2 Good people obtain favor from the Lord, but he condemns those who devise wicked schemes.

3 No one can be established through wickedness, but the righteous cannot be uprooted.

5 The plans of the righteous are just, but the advice of the wicked is deceitful.

6 The words of the wicked lie in wait for blood, but the speech of the upright rescues them.

7 The wicked are overthrown and are no more, but the house of the righteous stands firm.

10 The righteous care for the needs of their animals, but the kindest acts of the wicked are cruel.

12 The wicked desire the stronghold of evildoers, but the root of the righteous endures.

21 No harm overtakes the righteous, but the wicked have their fill of trouble.

22 The Lord detests lying lips, but he delights in people who are trustworthy.

26 The righteous choose their friends carefully, but the way of the wicked leads them astray.

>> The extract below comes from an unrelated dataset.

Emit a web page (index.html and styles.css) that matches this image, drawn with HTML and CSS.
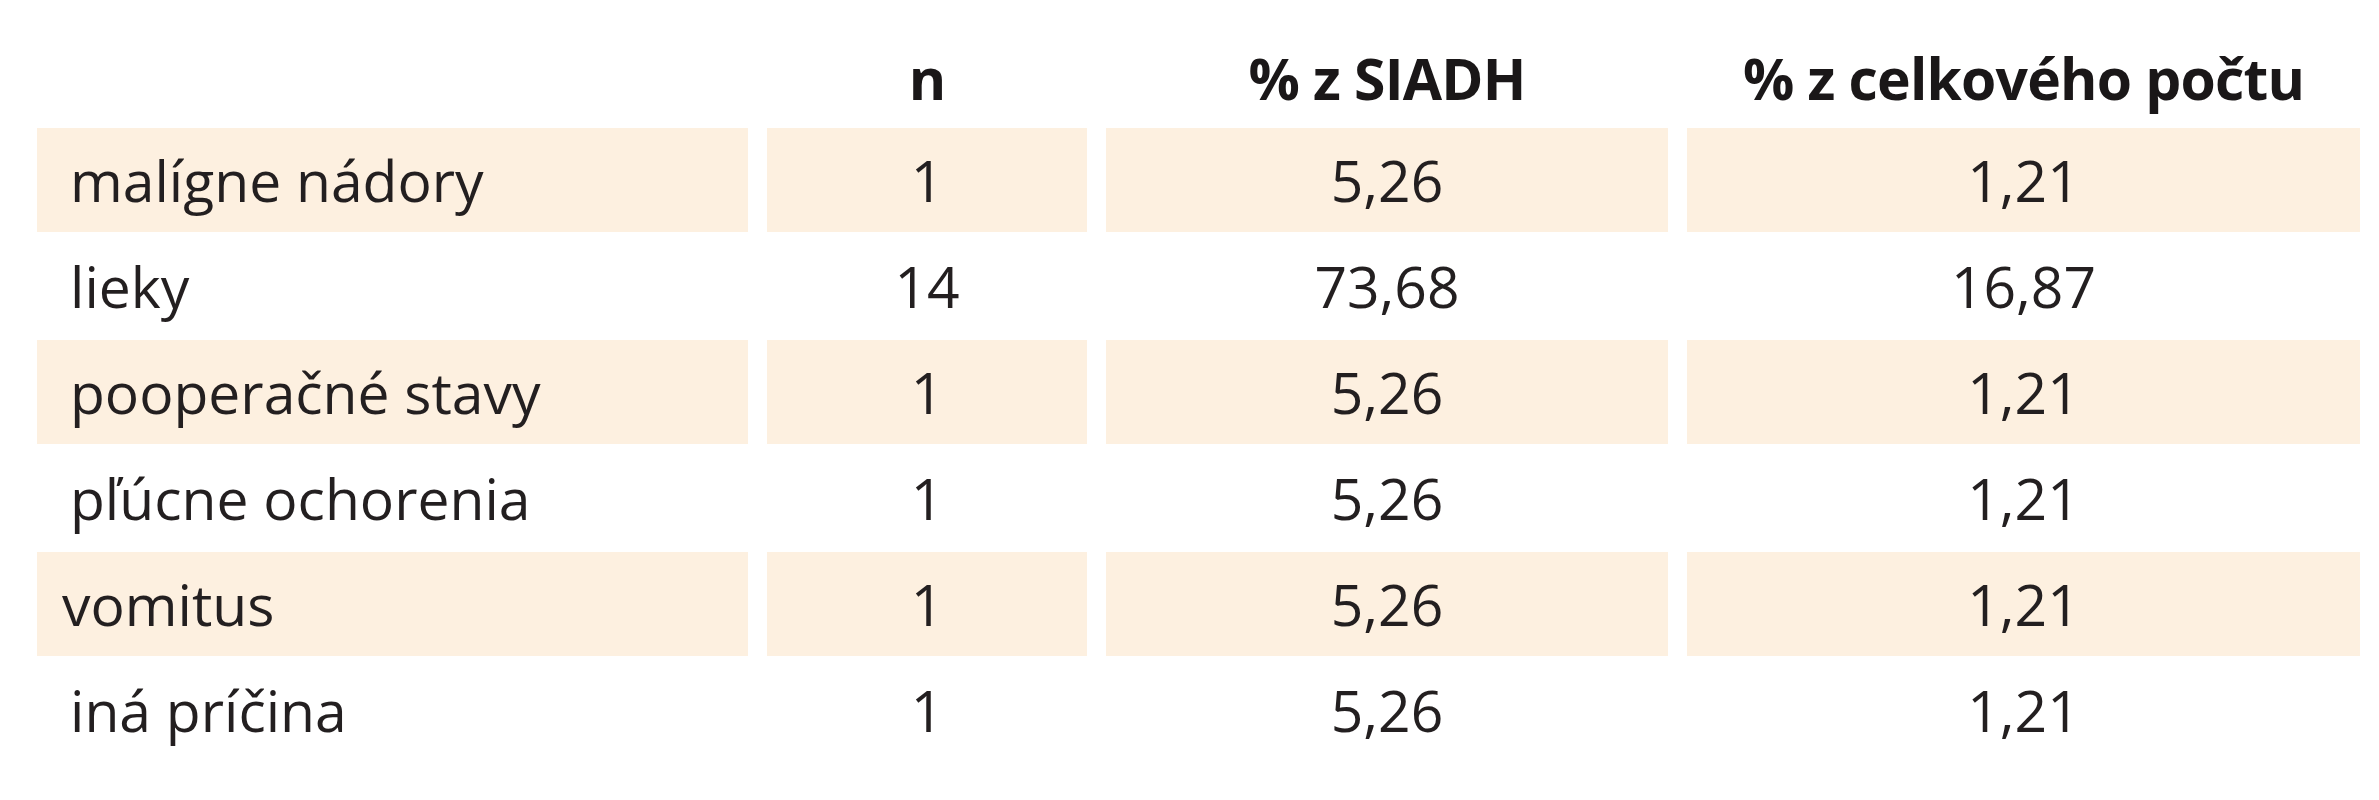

28 In the way of righteousness there is life; along that path is immortality.

Have you ever noticed that wicked people always fail? They always get what’s coming to them. Most of the destitute got that way through their wicked ways and business dealings. Right, no, we see the opposite. So how wise was Solomon? This is one of those “take the long view” passages or have God’s priorities. I can’t promise you that they’ll all “get what’s coming to them” on Judgement Day. God’s made it pretty clear that it’s not our business. Don’t worry about the wicked, worry about being or becoming the wicked. The focus is on the foundations and roots that the wicked have. When trouble comes and wipes away all you have built. The righteous have a foundation of which they can rebuild.

How can we say the house of the righteous stands firm, when we see good people fail? We can rebuild. It may take the help of those who honestly care about us, it may take the kindness of strangers, it may take a little energon and a lot of luck, it may take relentless effort to claw back to where you were, but a strong foundation will let you rebuild or build new. Focus on building that, and ignore the wicked, they’ve got all their fill of trouble to deal with anyway.

Father, quiet my mind and give me patience. Teach me to hear and crave what is good, and to filter out what is not. Show me how to build a strong foundation, so that I can weather any storm. Amen.